Task requirements:
Work out how many lines of the listing hold the string "TypeScript". Answer with that number alone.
-- BEGIN Records provided --
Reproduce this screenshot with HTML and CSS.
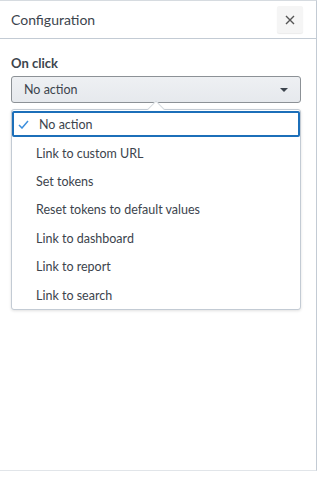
FILE: index.html
```html
<!DOCTYPE html>
<html lang="en">
<head>
  <meta charset="UTF-8" />
  <title>Configuration</title>
  <link rel="stylesheet" href="styles.css">
</head>
<body>
  <div class="panel">
    <div class="panel-header">
      <h1>Configuration</h1>
      <button class="close-btn" aria-label="Close">
        <svg width="10" height="10" viewBox="0 0 10 10"><path d="M1 1L9 9M9 1L1 9" stroke="#555" stroke-width="1.4" fill="none"/></svg>
      </button>
    </div>

    <div class="panel-body">
      <label class="field-label">On click</label>
      <div class="select">
        <span>No action</span>
        <span class="caret"></span>
      </div>

      <div class="menu">
        <span class="menu-arrow"></span>
        <ul class="menu-list">
          <li class="selected">
            <svg class="check" width="11" height="9" viewBox="0 0 11 9"><path d="M1 5L4 8L10 1" stroke="#3c8fdd" stroke-width="1.5" fill="none"/></svg>
            No action
          </li>
          <li>Link to custom URL</li>
          <li>Set tokens</li>
          <li>Reset tokens to default values</li>
          <li>Link to dashboard</li>
          <li>Link to report</li>
          <li>Link to search</li>
        </ul>
      </div>
    </div>
  </div>
</body>
</html>
```

FILE: styles.css
```css
* {
  box-sizing: border-box;
  margin: 0;
  padding: 0;
}
body {
  font-family: Lato, "Open Sans", sans-serif;
  background: #fff;
  color: #3c444d;
  width: 318px;
  height: 478px;
  overflow: hidden;
}
.panel {
  width: 317px;
  height: 471px;
  border-right: 1px solid #c3cbd4;
  border-bottom: 1px solid #e1e5e9;
  border-top: 1px solid #d6dbe0;
  background: #fff;
}
.panel-header {
  height: 38px;
  border-bottom: 1px solid #c3cbd4;
  display: flex;
  align-items: center;
  justify-content: space-between;
  padding: 0 13px 0 11px;
}
.panel-header h1 {
  font-size: 14px;
  font-weight: normal;
  color: #3c444d;
}
.close-btn {
  width: 26px;
  height: 27px;
  border: none;
  background: #f5f5f5;
  border-radius: 2px;
  box-shadow: 0 1px 1px rgba(0,0,0,0.08);
  display: flex;
  align-items: center;
  justify-content: center;
}
.panel-body {
  padding: 16px 15px 0 11px;
}
.field-label {
  display: block;
  font-size: 13px;
  font-weight: bold;
  color: #3c444d;
  margin-bottom: 5px;
}
.select {
  height: 27px;
  border: 1px solid #8c9196;
  border-radius: 3px;
  background: linear-gradient(#eef0f3, #e6e9ed);
  display: flex;
  align-items: center;
  justify-content: space-between;
  padding: 0 12px 0 12px;
  font-size: 12.5px;
  color: #3c444d;
}
.caret {
  width: 0;
  height: 0;
  border-left: 4px solid transparent;
  border-right: 4px solid transparent;
  border-top: 4px solid #3c444d;
}
.menu {
  position: relative;
  margin-top: 6px;
  border: 1px solid #c3cbd4;
  border-radius: 3px;
  background: #fff;
  box-shadow: 0 1px 3px rgba(0,0,0,0.12);
  padding: 1px 0 0 0;
}
.menu-arrow {
  position: absolute;
  left: 138px;
  top: -7px;
  width: 12px;
  height: 12px;
  background: #fff;
  border-left: 1px solid #d6dbe0;
  border-top: 1px solid #d6dbe0;
  transform: rotate(45deg);
}
.menu-list {
  list-style: none;
  position: relative;
}
.menu-list li {
  height: 28.4px;
  display: flex;
  align-items: center;
  padding-left: 24px;
  font-size: 12.5px;
  color: #3c444d;
}
.menu-list li.selected {
  height: 26px;
  border: 2px solid #1c6fb9;
  border-radius: 2px;
  padding-left: 4px;
  margin-bottom: 2px;
}
.check {
  margin-right: 10px;
}
```
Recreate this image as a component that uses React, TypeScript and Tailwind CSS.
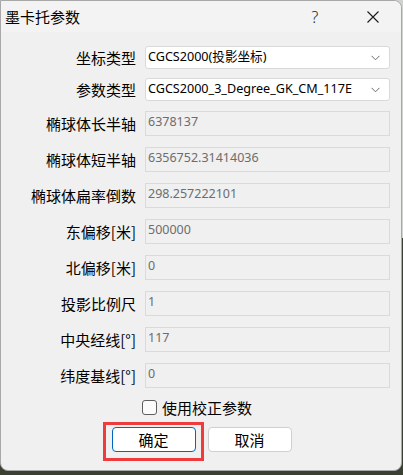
import React, { useState } from "react";

const cjk = "font-['Microsoft_YaHei','Noto_Sans_CJK_SC',sans-serif]";
const latin = "font-['Noto_Sans','Noto_Sans_CJK_SC',sans-serif]";

interface Field {
  label: React.ReactNode;
  value: string;
}

const fields: Field[] = [
  { label: "椭球体长半轴", value: "6378137" },
  { label: "椭球体短半轴", value: "6356752.31414036" },
  { label: "椭球体扁率倒数", value: "298.257222101" },
  { label: "东偏移[米]", value: "500000" },
  { label: "北偏移[米]", value: "0" },
  { label: "投影比例尺", value: "1" },
  { label: "中央经线[°]", value: "117" },
  { label: "纬度基线[°]", value: "0" },
];

const Chevron = () => (
  <svg width="9" height="6" viewBox="0 0 9 6" className="shrink-0">
    <path d="M0.5 0.8 L4.5 4.8 L8.5 0.8" fill="none" stroke="#6a6a6a" strokeWidth="1" />
  </svg>
);

const SelectBox = ({ value }: { value: string }) => (
  <div className="flex h-[23px] w-[245px] items-center justify-between rounded-[3px] border border-[#d9d9d9] bg-white pl-[2px] pr-[9px]">
    <span className={`${latin} text-[12.6px] leading-none text-black`}>{value}</span>
    <Chevron />
  </div>
);

const Row = ({ label, children, className }: { label: React.ReactNode; children: React.ReactNode; className: string }) => (
  <div className={`flex items-center ${className}`}>
    <div className={`${cjk} w-[135px] text-right text-[15px] leading-none text-black`}>{label}</div>
    <div className="ml-[9px]">{children}</div>
  </div>
);

export default function App() {
  const [useCorrection, setUseCorrection] = useState(false);

  return (
    <div className="h-[475px] w-[403px] bg-[linear-gradient(to_bottom,#cfd2cf_50%,#3a4133_50%)]">
      <div className="flex h-[471px] w-[402px] flex-col overflow-hidden rounded-tr-[8px] rounded-b-[8px] border border-[#a8a8a8] bg-[#f0f0f0]">
        {/* title bar */}
        <div className="flex h-[31px] shrink-0 items-center bg-[#f3f3f3]">
          <span className={`${cjk} pl-[4px] text-[15px] leading-none text-black`}>墨卡托参数</span>
          <span className={`${latin} ml-auto w-[46px] text-center text-[16px] font-light leading-none text-[#1a1a1a]`}>?</span>
          <span className="ml-[12px] mr-[5px] flex w-[46px] justify-center">
            <svg width="12" height="12" viewBox="0 0 12 12">
              <path d="M0.5 0.5 L11.5 11.5 M11.5 0.5 L0.5 11.5" stroke="#1a1a1a" strokeWidth="1.1" />
            </svg>
          </span>
        </div>

        {/* body */}
        <div className="flex flex-col">
          <Row label="坐标类型" className="mt-[14px]">
            <SelectBox value="CGCS2000(投影坐标)" />
          </Row>
          <Row label="参数类型" className="mt-[9px]">
            <SelectBox value="CGCS2000_3_Degree_GK_CM_117E" />
          </Row>

          {fields.map((f, i) => (
            <Row key={f.value + i} label={f.label} className={i === 0 ? "mt-[10px]" : "mt-[11px]"}>
              <div className="flex h-[25px] w-[245px] items-start border border-[#dadada] bg-[#f0f0f0] pl-[2px] pt-[4px]">
                <span className={`${latin} text-[12.5px] leading-none text-[#6d6d6d]`}>{f.value}</span>
              </div>
            </Row>
          ))}

          <label className="mt-[12px] flex cursor-default items-center justify-center pr-[8px]">
            <input
              type="checkbox"
              checked={useCorrection}
              onChange={(e) => setUseCorrection(e.target.checked)}
              className="sr-only"
            />
            <span className="h-[15px] w-[15px] rounded-[3px] border border-[#5f5f5f] bg-[#fbfbfb]" />
            <span className={`${cjk} ml-[5px] text-[15px] leading-none text-black`}>使用校正参数</span>
          </label>

          <div className="mt-[12px] flex justify-center gap-[12px] pl-[1px]">
            <div className="relative">
              <button className={`${cjk} h-[25px] w-[84px] rounded-[4px] border border-[#0067c0] bg-white text-[15px] leading-none text-black`}>
                确定
              </button>
              <div className="pointer-events-none absolute -left-[9px] -right-[8px] -top-[5px] -bottom-[9px] border-[3px] border-[#ef3b3b]" />
            </div>
            <button className={`${cjk} h-[25px] w-[84px] rounded-[4px] border border-[#d0d0d0] bg-white text-[15px] leading-none text-black`}>
              取消
            </button>
          </div>
        </div>
      </div>
    </div>
  );
}
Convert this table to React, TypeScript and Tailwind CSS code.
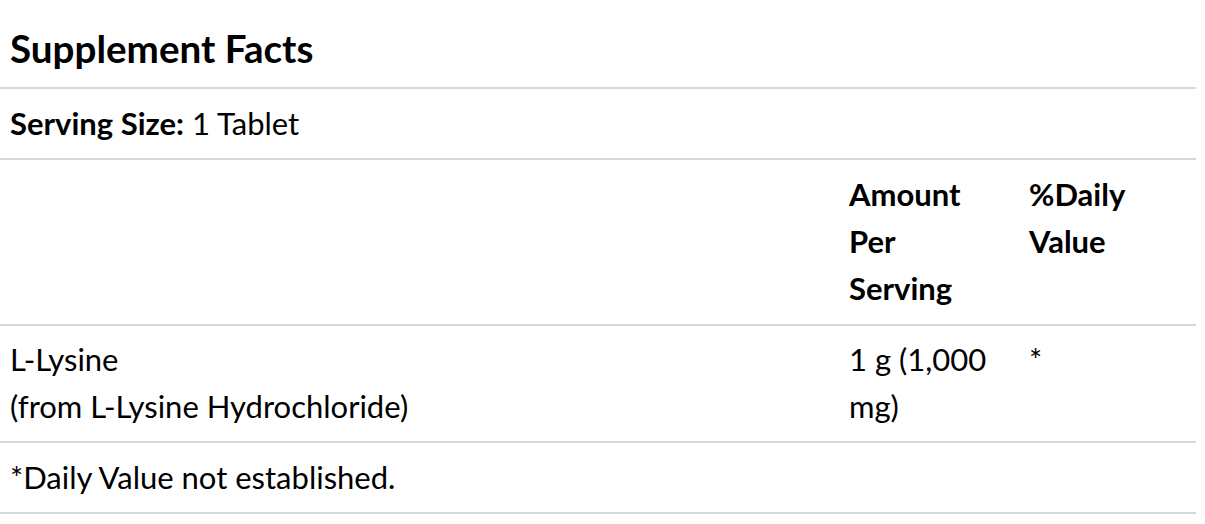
import React from 'react';

const rows = [
  { name: ['L-Lysine', '(from L-Lysine Hydrochloride)'], amount: '1 g (1,000 mg)', dv: '*' },
];

const App: React.FC = () => {
  return (
    <div className="w-[1196px] bg-white text-black font-['Lato','Liberation_Sans',sans-serif] text-[31px] leading-[47px]">
      <h2 className="h-[87px] pl-[10px] pt-[23px] text-[38.6px] font-bold leading-[50px]">Supplement Facts</h2>
      <table className="w-full border-collapse">
        <tbody>
          <tr className="border-t-2 border-[#d8d8d8]">
            <td colSpan={3} className="px-[10px] pt-[11px] pb-[11px]">
              <span className="font-bold">Serving Size:</span> 1 Tablet
            </td>
          </tr>
          <tr className="border-t-2 border-[#d8d8d8] align-top font-bold">
            <td className="px-[10px] pt-[11px] pb-[12px]"></td>
            <td className="w-[180px] pl-[10px] pr-[26px] pt-[11px] pb-[12px]">Amount Per Serving</td>
            <td className="w-[177px] px-[10px] pt-[11px] pb-[12px]">%Daily Value</td>
          </tr>
          {rows.map((r) => (
            <tr key={r.name[0]} className="border-t-2 border-[#d8d8d8] align-top">
              <td className="px-[10px] pt-[10px] pb-[11px]">
                {r.name[0]}
                <br />
                {r.name[1]}
              </td>
              <td className="pl-[10px] pr-[26px] pt-[10px] pb-[11px]">{r.amount}</td>
              <td className="px-[10px] pt-[10px] pb-[11px]">{r.dv}</td>
            </tr>
          ))}
          <tr className="border-y-2 border-[#d8d8d8]">
            <td colSpan={3} className="px-[10px] pt-[11px] pb-[11px]">*Daily Value not established.</td>
          </tr>
        </tbody>
      </table>
    </div>
  );
};

export default App;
-- END Records provided --
Completed exercise:
2